Mijn beste vriendje hoorde tot de voorlopers. Hij ging elk jaar met zijn ouders naar de Franse zuidkust. Met de vouwcaravan, dat was nog zo’n noviteit. Verder kende ik niemand die naar dat ver gelegen paradijs ging. De Rivièra, alleen al het woord had een magische klank. Altijd zon, een prachtige blauwe zee, en mooie zandstranden, dat moest wel bijna de hemel zijn.
Het was er nooit van gekomen, maar in 2016 lopen G en ik dan echt het strand aan de Franse Middellandse zeekust op, in Menton. Het is er allemaal: een stralende zon, palmbomen, een turquoise zee van een niet te evenaren helderheid, de blinkend witte jachten. Evenwijdig aan het strand eerst een onafzienbare rij eettentjes, daarachter een drukke straat waar de obers behendig tussen de cabriolets en de scooters door laveren, daarachter weer de hotels, in lila, beige en zachtgele kleuren, en het kolossale casino.
Wij komen aangelopen vanuit de bergen van de Alpes Maritimes, waar we een week lang van plaats naar plaats getrokken hebben. Wij waggelen niet met strandstoelen, parasols en volle tassen het strand op, maar halen een simpele handdoek uit onze rugzak, trekken schielijk onze badkleding aan en strompelen dan bij gebrek aan waterschoenen, als ouden van dagen zonder rollator, over een strook met kleine keien naar het uitnodigende, goddelijke water. Mediterranée, zo blauw, zo blauw.
Nadat we druipend en wankelend zijn teruggekeerd volgt Het Moment. De kern van waar het om te doen is, de essentie van de strandvakantie: we liggen languit, sluiten onze ogen en laten onze lichamen koesteren in de warmte van de zon. Het toppunt van vakantie voor velen.
Om ons heen zien wij een collage van nog witte, glimmend rode, en bruine lijven. Diepbruin kleuren enkele oudere dames naast ons. Die moeten hier het hele jaar al gelegen hebben, in hun strijd tegen de voortschrijdende ouderdom. Mademoiselles, belles, belles, belles. Een van hen is voortdurend in de weer met de verstelbare zonwering op haar ligstoel, een ander met de bandjes van haar bikini. Bruinen is geen sinecure.
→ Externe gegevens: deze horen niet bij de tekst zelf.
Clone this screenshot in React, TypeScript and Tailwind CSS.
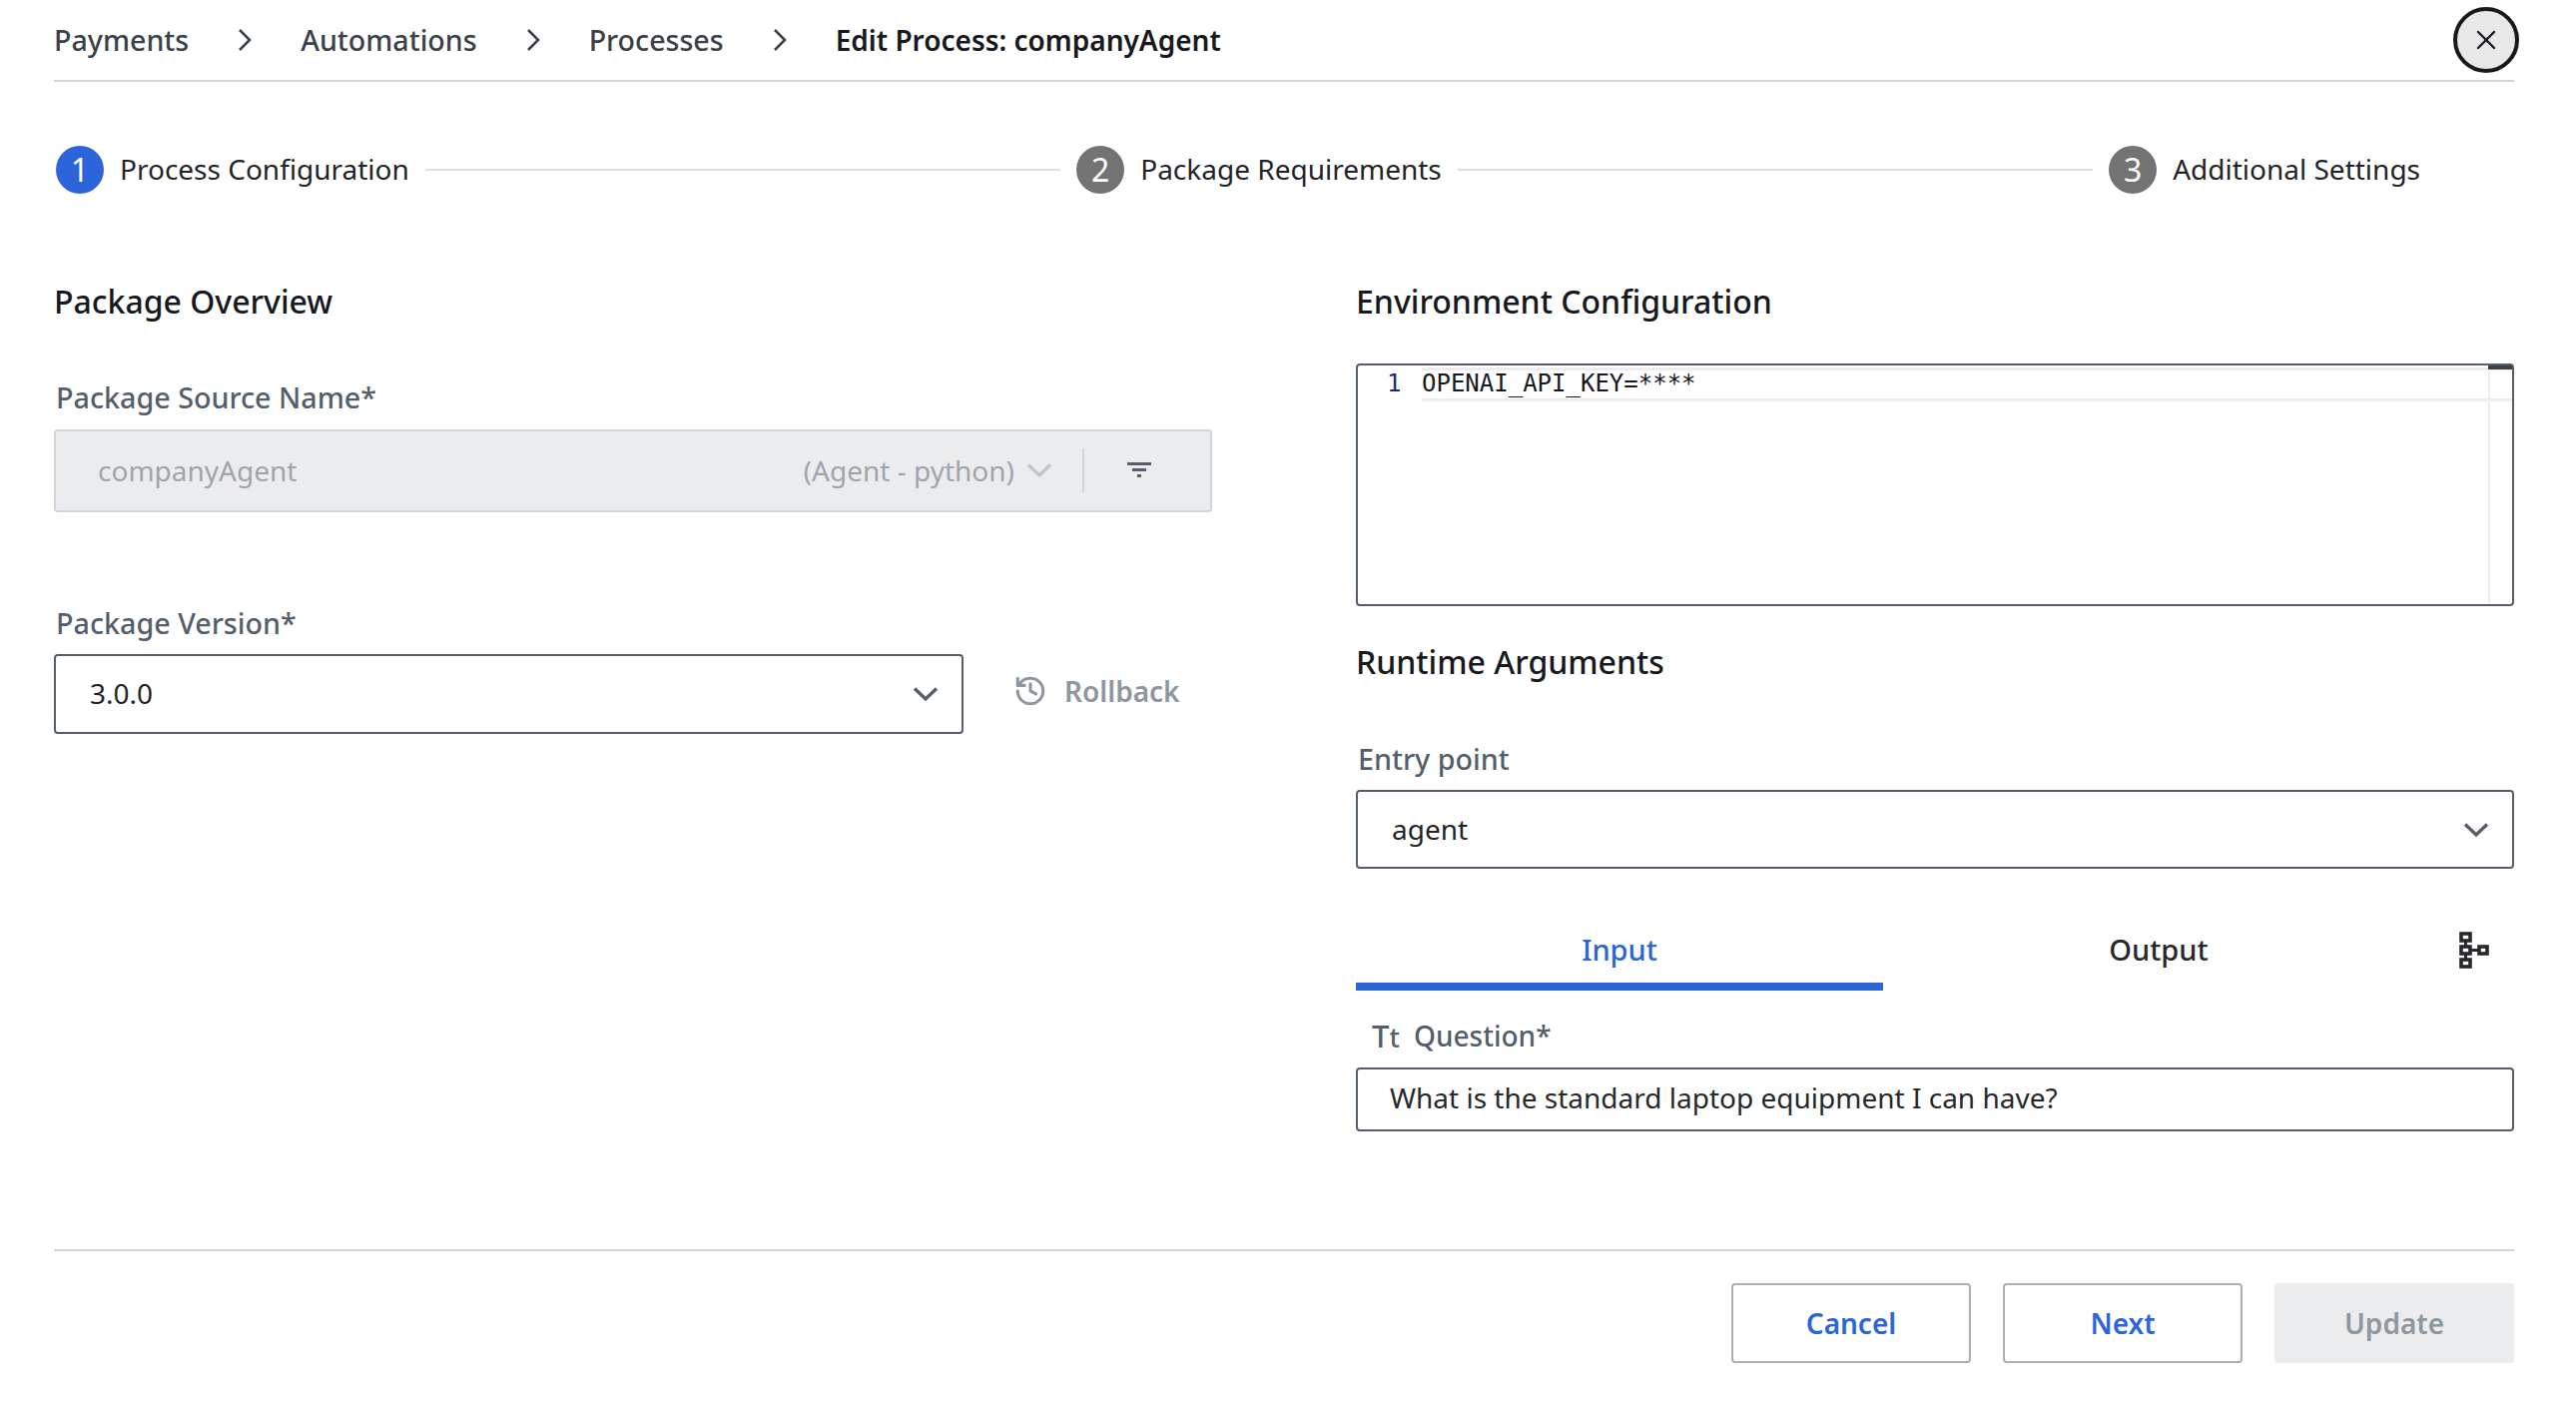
import React from 'react';
import { History, X } from 'lucide-react';

const ChevronDown: React.FC<{ className?: string }> = ({ className }) => (
    <svg className={className} width="26" height="16" viewBox="0 0 26 16" fill="none" stroke="currentColor" strokeWidth="3.4">
        <path d="M2 2.500 13 13 24 2.500" />
    </svg>
);

const ChevronRight = () => (
    <svg className="mx-[49px] text-[#3a4149]" width="14" height="24" viewBox="0 0 14 24" fill="none" stroke="currentColor" strokeWidth="2.6">
        <path d="M2 2 12 12 2 22" />
    </svg>
);

const Crumb: React.FC<{ label: string; current?: boolean }> = ({ label, current }) => (
    <div className="flex items-center">
        <span className={current ? 'text-[28px] font-semibold text-[#16191d]' : 'text-[28.6px] font-medium text-[#3a4149]'}>{label}</span>
        {!current && <ChevronRight />}
    </div>
);

const Step: React.FC<{ n: number; label: string; active?: boolean }> = ({ n, label, active }) => (
    <div className="flex items-center gap-[16px] shrink-0">
        <div className={`flex h-[48px] w-[48px] items-center justify-center rounded-full text-[32px] text-white ${active ? 'bg-[#2b65d9]' : 'bg-[#737373]'}`}>
            {n}
        </div>
        <span className="pb-[2px] text-[#1f2429]">{label}</span>
    </div>
);

const Label: React.FC<{ children: React.ReactNode }> = ({ children }) => (
    <label className="block h-[36px] pl-[2px] text-[28.7px] font-medium leading-[36px] text-[#545f6b]">{children}</label>
);

const FilterIcon = () => (
    <svg width="24" height="16" viewBox="0 0 24 16" fill="#545f6b">
        <rect x="0" y="0" width="24" height="3" />
        <rect x="5" y="6" width="14" height="3" />
        <rect x="10" y="12" width="4" height="3" />
    </svg>
);

const SchemaIcon = () => (
    <svg width="30" height="38" viewBox="0 0 30 38" fill="none" stroke="#26282b" strokeWidth="3.6">
        <rect x="2" y="2" width="9" height="7" />
        <rect x="2" y="15" width="9" height="7" />
        <rect x="2" y="28" width="9" height="7" />
        <rect x="20" y="15" width="8" height="7" />
        <path d="M6.500 9v6M6.500 22v6M11 18.500h9" strokeWidth="3" />
    </svg>
);

export default function App() {
    return (
        <div className="h-[1406px] w-[2580px] overflow-hidden bg-white pl-[54px] pr-[62px] font-['Noto_Sans',sans-serif] text-[#1f2429]">
            {/* Breadcrumb */}
            <div className="flex h-[82px] items-center justify-between border-b-2 border-[#d1d5da]">
                <div className="flex items-center">
                    <Crumb label="Payments" />
                    <Crumb label="Automations" />
                    <Crumb label="Processes" />
                    <Crumb label="Edit Process: companyAgent" current />
                </div>
                <button className="-mr-[5px] flex h-[66px] w-[66px] items-center justify-center rounded-full border-[4px] border-[#16191d] bg-[#e8e8e8]">
                    <X size={32} strokeWidth={1.8} className="text-[#16191d]" />
                </button>
            </div>

            {/* Stepper */}
            <div className="mt-[64px] flex h-[48px] items-center pl-[2px] pr-[94px] text-[28px]">
                <Step n={1} label="Process Configuration" active />
                <div className="mx-[16px] h-[2px] flex-1 bg-[#e0e0e0]" />
                <Step n={2} label="Package Requirements" />
                <div className="mx-[16px] h-[2px] flex-1 bg-[#e0e0e0]" />
                <Step n={3} label="Additional Settings" />
            </div>

            <div className="mt-[88px] grid grid-cols-[1160px_1160px] gap-x-[144px]">
                {/* Left column */}
                <div>
                    <h2 className="h-[40px] text-[32px] font-medium leading-[40px] text-[#16191d]">Package Overview</h2>
                    <div className="mt-[58px]">
                        <Label>Package Source Name*</Label>
                    </div>
                    <div className="mt-[14px] flex h-[83px] items-center rounded-[4px] border-2 border-[#d1d5da] bg-[#ebecee] pb-[2px] pl-[42px] text-[28px] text-[#a0a5ab]">
                        <span className="flex-1">companyAgent</span>
                        <span>(Agent - python)</span>
                        <ChevronDown className="ml-[12px] text-[#c1c5ca]" />
                        <div className="ml-[30px] h-[44px] w-[2px] bg-[#d1d5da]" />
                        <div className="flex w-[126px] justify-center pr-[16px]">
                            <FilterIcon />
                        </div>
                    </div>
                    <div className="mt-[93px]">
                        <Label>Package Version*</Label>
                    </div>
                    <div className="mt-[13px] flex items-center">
                        <div className="flex h-[80px] w-[911px] items-center justify-between rounded-[4px] border-2 border-[#545f6b] pb-[2px] pl-[34px] pr-[23px] text-[28px]">
                            <span>3.0.0</span>
                            <ChevronDown className="mt-[2px] text-[#545f6b]" />
                        </div>
                        <div className="mb-[6px] ml-[50px] flex items-center gap-[17px] text-[28px] font-semibold text-[#8e969e]">
                            <History size={34} strokeWidth={2.2} />
                            <span>Rollback</span>
                        </div>
                    </div>
                </div>

                {/* Right column */}
                <div>
                    <h2 className="h-[40px] text-[32px] font-medium leading-[40px] text-[#16191d]">Environment Configuration</h2>
                    <div className="relative mt-[42px] h-[243px] rounded-[4px] border-2 border-[#545f6b] pl-[64px] pt-[2px]">
                        <div className="flex h-[34px] items-center border-y-[3px] border-[#eeeeee] pb-[2px] font-['DejaVu_Sans_Mono',monospace] text-[24px] text-[#16191d]">
                            OPENAI_API_KEY=****
                        </div>
                        <span className="absolute left-[29px] top-0 font-['DejaVu_Sans_Mono',monospace] text-[24px] leading-[36px] text-[#1a2a6c]">1</span>
                        <div className="absolute bottom-0 right-0 top-0 w-[24px] border-l-2 border-[#eeeeee]" />
                        <div className="absolute right-0 top-0 h-[4px] w-[24px] bg-[#3b4149]" />
                    </div>
                    <h2 className="mt-[36px] h-[40px] text-[32px] font-medium leading-[40px] text-[#16191d]">Runtime Arguments</h2>
                    <div className="mt-[59px]">
                        <Label>Entry point</Label>
                    </div>
                    <div className="mt-[13px] flex h-[79px] items-center justify-between rounded-[4px] border-2 border-[#545f6b] pb-[2px] pl-[34px] pr-[23px] text-[28px]">
                        <span>agent</span>
                        <ChevronDown className="mt-[2px] text-[#545f6b]" />
                    </div>
                    <div className="mt-[45px] flex h-[77px] text-[29px] font-medium">
                        <div className="flex w-[528px] items-start justify-center border-b-8 border-[#2b65d9] pt-[14px] text-[#2b65d9]">Input</div>
                        <div className="flex w-[552px] items-start justify-center pt-[14px] text-[#26282b]">Output</div>
                        <div className="flex flex-1 items-start justify-center pt-[18px]">
                            <SchemaIcon />
                        </div>
                    </div>
                    <div className="mt-[27px] flex h-[36px] items-center pl-[16px] text-[28px] font-medium text-[#545f6b]">
                        <span className="w-[42px] text-[31px]">T<span className="text-[27px]">t</span></span>
                        <span>Question*</span>
                    </div>
                    <div className="mt-[14px] flex h-[64px] items-center rounded-[4px] border-2 border-[#545f6b] pb-[5px] pl-[32px] text-[28px] text-[#26282b]">
                        What is the standard laptop equipment I can have?
                    </div>
                </div>
            </div>

            {/* Footer */}
            <div className="mt-[118px] flex justify-end gap-[32px] border-t-2 border-[#d1d5da] pt-[32px] text-[28px] font-semibold">
                <button className="h-[80px] w-[240px] rounded-[4px] border-2 border-[#a8afb6] text-[#2b65d9]">Cancel</button>
                <button className="h-[80px] w-[240px] rounded-[4px] border-2 border-[#a8afb6] text-[#2b65d9]">Next</button>
                <button className="h-[80px] w-[240px] rounded-[4px] bg-[#ebecee] text-[#8e969e]">Update</button>
            </div>
        </div>
    );
}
In het ondiepe water staat een corpulente vijftiger meer dan een half uur lang zonder zich ook maar een centimeter te verplaatsen. En langs de vloedlijn trekt een optocht van badgasten: de slenteraars, de hardlopers, de zwaarlijvigen, de ‘zie-mij-hier-eens-lopers’. Je kunt toch niet de hele dag op je krent liggen.
Vóór ons ligt een man met grijze haren en een uitgelubberde buik. Aan voor- en achterzijde is hij lelijk bruin. Deze morgen is hij bezig om de zijkanten van zijn lijf een bruinbeurt te geven. Vervolgens, we weten niet wat we zien, maar het is echt waar, steekt hij een elleboog in de lucht en zijn hand achter zijn hoofd, zodat hij zijn oksels kan bruinen. Eerst links, zolang als zijn oude spieren de arm in de lucht kunnen houden, dan rechts. Het is jammer voor de man, dat het op dit strand niet toegestaan is om de bilnaad te bruinen.
Merkwaardig toch dat het voltooid deelwoord van zonnen gezond is.
Lang geleden was zo’n strandvakantie voor velen niet meer dan een mooie droom, zoals voor Boze Buurman Boordevol uit Ja Zuster, Nee Zuster:
…geld, geld, geld en als ik dat heb, dat geld, dan zeg ik: hoeveel kost die auto, twintig mille? Da’s een schijntje zeg. Nee hij hoeft niet worden ingepakt, ik scheur er subiet mee weg, naar de Ri-vi- jei-ra, naar de Ri-vi-jei-ra.